De l'amour au devoir
Débordant de bonne volonté, Emmanuel Kant croit donc "purifier" le
christianisme en rejetant la bonne nouvelle du bonheur d'être aimé, pardonné, et
sauvé par Dieu. Il la remplace par le poids d'un DEVOIR, d'un "IMPÉRATIF
CATÉGORIQUE", cette "chape de plomb" que déposera avec soulagement Claudel
le jour de sa conversion et que des générations de chrétiens tristes vont
confondre avec la foi chrétienne !
Ce n'est pas tout. Cette morale pesant, naïve, prétentieuse et impérative, Kant
en a enlevé tous les fondements ontologiques et épistémologiques. C'est ce qu'il
faut résumer en quelques lignes.
1° Épistémologie suicidaire
Non seulement Kant repousse toute révélation surnaturelle et veut réduire le
christianisme dans les limites rationnelles, mais tous ses gros livres ont pour
but de démontrer l'impossibilité de toute connaissance. Puisque nous présentons
une "première initiation" une comparaison très familière sera permise. Comme un
beau morceau de viande est, totalement défiguré après être passé dans le moulin
à pâté, la réalité (appelée noumène) ne parvient à nous qu'après être passée par
la moulinette des structures du temps et de l'espace et nous n'avons de contact
qu'avec les apparences défigurées (appelées phénomènes). Jamais personne ne
pourra imaginer ce que peut être notre réalité (le beau morceau de viande) qui
est de l'autre côté de notre intelligence car elle a tout défiguré.
En faisant cette présentation vraiment trop simple de l'épistémologie Kantienne
j'avais bien conscience que mon désir d'être compréhensible à un lecteur non
spécialisé m'avait conduit un peu au simplisme...
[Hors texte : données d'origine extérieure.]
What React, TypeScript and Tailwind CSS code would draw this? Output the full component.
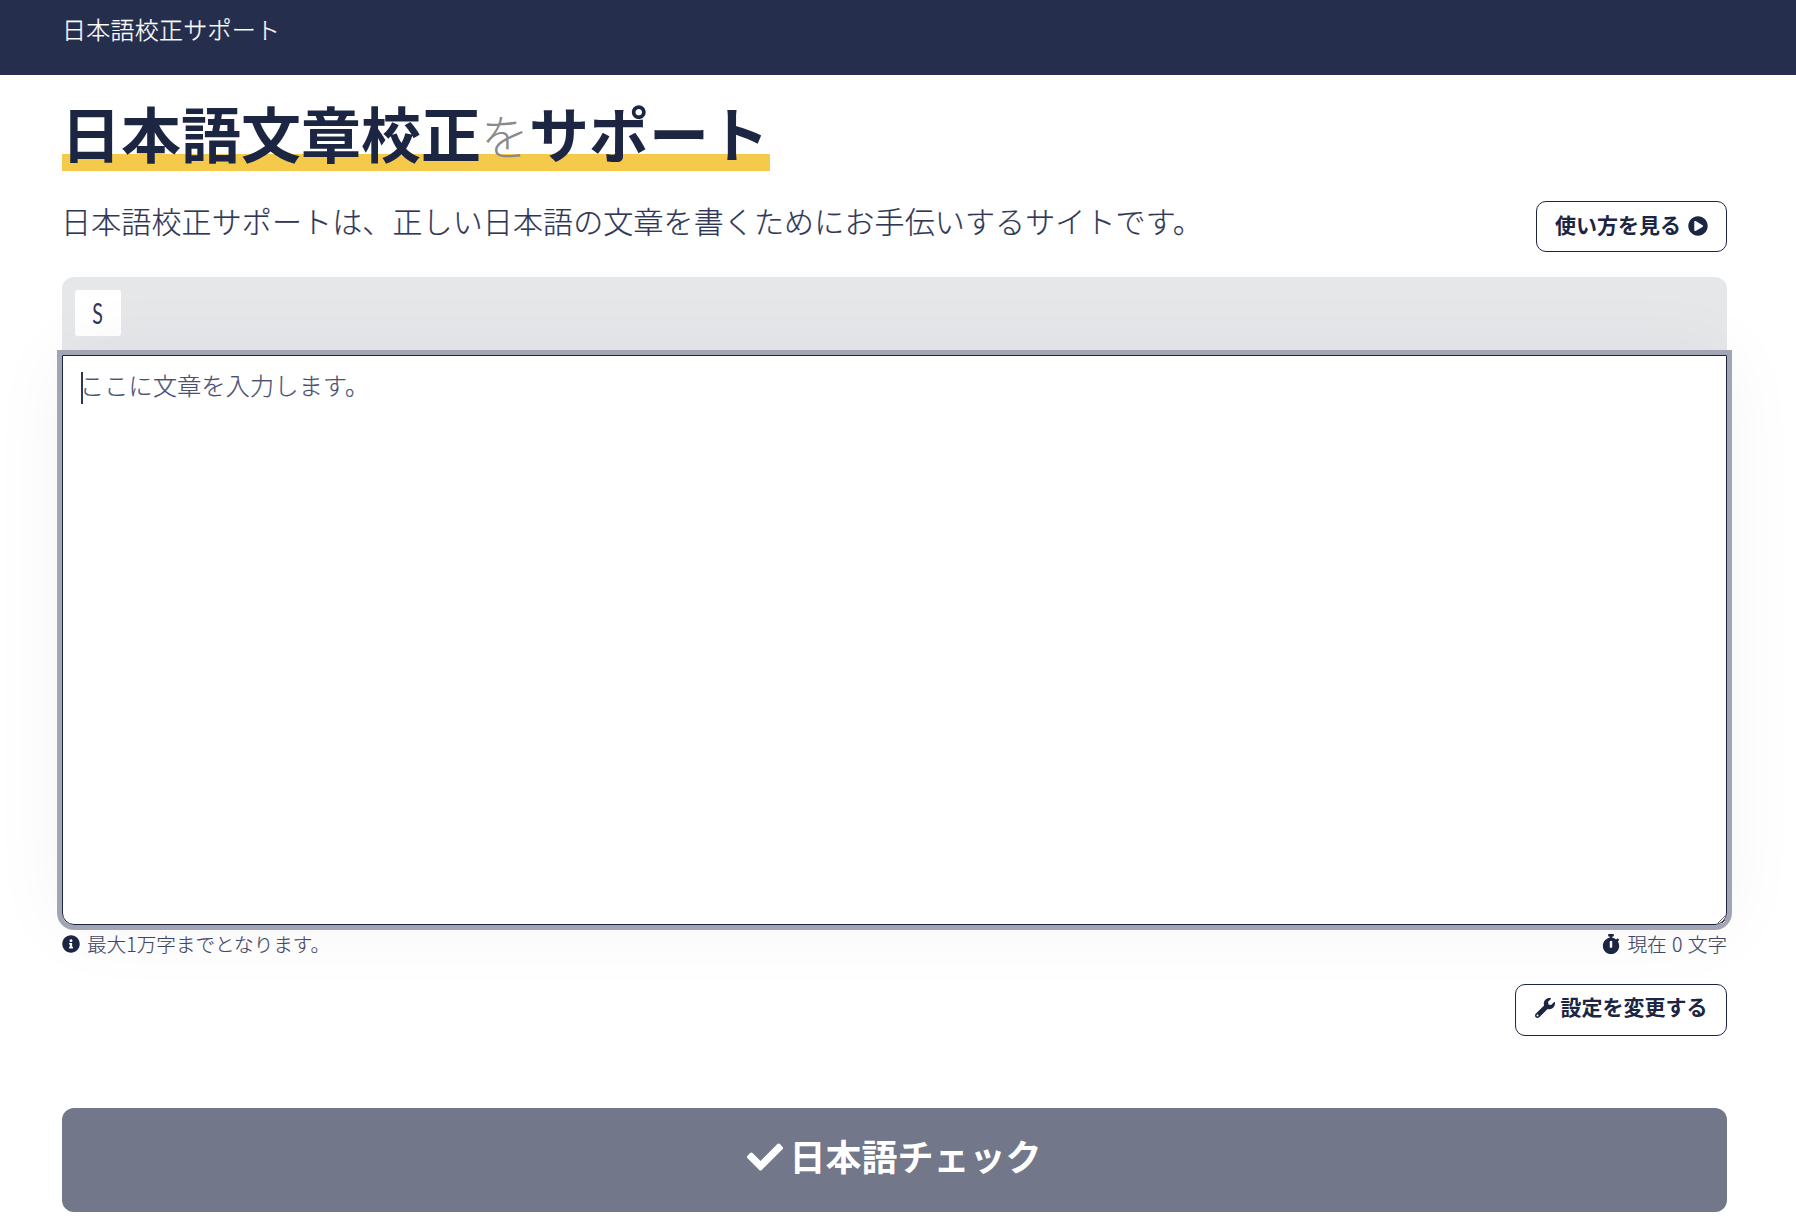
import { FaCheck, FaInfoCircle, FaPlayCircle, FaStopwatch, FaWrench } from 'react-icons/fa'

const font = '[font-family:"Noto_Sans_CJK_JP","Noto_Sans",sans-serif]'

export default function App() {
  return (
    <div className={`min-h-[1223px] bg-white text-[#1c2541] ${font}`}>
      <nav className="h-[75px] bg-[#252e4d] pl-[62px] pt-[11px] text-[24px] leading-[36px] font-light tracking-[0.25px] text-white [-webkit-text-stroke:0.25px]">
        日本語校正サポート
      </nav>

      <main className="pl-[62px] pr-[69px]">
        <h1 className="mt-[21px] flex h-[75px]">
          <span className="flex h-[75px] items-start bg-[linear-gradient(transparent_58px,#f5c94a_58px)] pr-[1px] pt-[6px] text-[60px] leading-[60px] font-bold">
            <span className="-ml-[1px]">日本語文章校正</span>
            <span className="mt-[8px] text-[48px] leading-[48px] font-light text-[#8a8a8a]">を</span>
            <span>サポート</span>
          </span>
        </h1>

        <div className="mt-[27px] flex h-[79px] items-start justify-between">
          <p className="-ml-[1px] text-[30px] leading-[44px] font-light tracking-[0.13px] text-[#2f3656] [-webkit-text-stroke:0.2px]">
            日本語校正サポートは、正しい日本語の文章を書くためにお手伝いするサイトです。
          </p>
          <button className="mt-[3px] flex h-[51px] w-[191px] items-center justify-center gap-[7px] rounded-[10px] border border-[#1c2541] pb-[4px] text-[21px] font-bold">
            使い方を見る
            <FaPlayCircle className="mt-[2px] text-[20px]" />
          </button>
        </div>

        <div className="h-[73px] rounded-t-xl bg-[#e5e7e9] px-[13px] pt-[13px]">
          <button className="flex h-[46px] w-[46px] items-center justify-center rounded-[3px] bg-white font-['Lato',sans-serif] text-[28px] font-normal text-[#2f3656]">
            <span className="scale-x-[0.7]">S</span>
          </button>
        </div>
        <div className="relative mt-[5px]">
          <textarea
            className="block h-[570px] w-full rounded-b-xl border border-[#1c2541] pl-[17px] pr-[19px] pt-[11px] text-[24px] leading-[36px] font-light tracking-[0.3px] text-[#2f3656] shadow-[0_0_0_5px_#a2a6b4,0_0_80px_rgba(30,39,69,0.05)] outline-none [-webkit-text-stroke:0.2px] placeholder:text-[#4a5072]"
            placeholder="ここに文章を入力します。"
          />
          <span className="absolute left-[19px] top-[17px] h-[32px] w-[2px] bg-[#2f3656]" />
        </div>

        <div className="relative mt-[4px] flex h-[30px] justify-between text-[19.6px] leading-[30px] font-light text-[#3f4564] [-webkit-text-stroke:0.15px]">
          <span className="flex items-center gap-[7px]">
            <FaInfoCircle className="text-[18px] text-[#1c2541]" />
            最大1万字までとなります。
          </span>
          <span className="flex items-center gap-[6px] [word-spacing:1px]">
            <FaStopwatch className="text-[20px] text-[#1c2541]" />
            現在 0 文字
          </span>
        </div>

        <div className="mt-[25px] flex justify-end">
          <button className="flex h-[52px] w-[212px] items-center justify-center gap-[6px] rounded-[10px] border border-[#1c2541] pb-[6px] text-[21px] font-bold">
            <FaWrench className="mt-[2px] text-[20px]" />
            設定を変更する
          </button>
        </div>

        <button className="mt-[72px] flex h-[104px] w-full items-center justify-center gap-[6px] rounded-xl bg-[#727789] pb-[11px] text-[36px] font-bold text-white">
          <FaCheck className="mt-[4px] text-[36px]" />
          日本語チェック
        </button>
      </main>
    </div>
  )
}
Je n'ai donc pas été étonné que le philosophe français JEAN BRUN dans sa lettre
du 23-12-93 apportait un minimum de correction "Permettez-moi de faire une
remarque critique à propos de votre excellent travail. Parlant de Kant, vous
identifiez les apparences et les phénomènes. Or Kant a bien soin de distinguer
l'apparence du "phénomène"...
Je reconnais que ma présentation manque de nuances d'autant plus facilement que
dans sa lettre du 21/12/93 le même Jean Brun avait écrit "Comme vous avez eu
raison de parler de Kant comme vous l'avez fait. CHESTOV disait justement
: " Que restera-t-il de l'œuvre de Kant ? Rien, si ce n'est les commentaires que
ses successeurs en ont donnés".
2° Ontologie avortée
Aucune réalité ne pouvant être atteinte puisqu'elle est inaccessible au delà des
déformations qu'elles à subies par les "catégories à priori" de l'intelligence,
il n'y a donc pas d'ontologie chez Kant. Dans un livre publié après sa mort,
Kant doute de l'existence d'une réalité au delà des phénomènes.
3° Morale en apesanteur
Ce qui apparaît comme totalement illogique, c'est que, après avoir présenté une
épistémologie suicidaire et donc une ontologie avortée, Kant prétend
impérativement nous imposer une morale de Devoir ! "Ton action doit être
accomplie par respect de la loi qui nous dit : tu dois parce que tu dois. Agis
de telle sorte que le maxime de ta volonté puisse valoir en même temps comme
principe d'une législation universelle".
Dan quel monde livresque vivait donc cet homme pour être naïf à ce point ?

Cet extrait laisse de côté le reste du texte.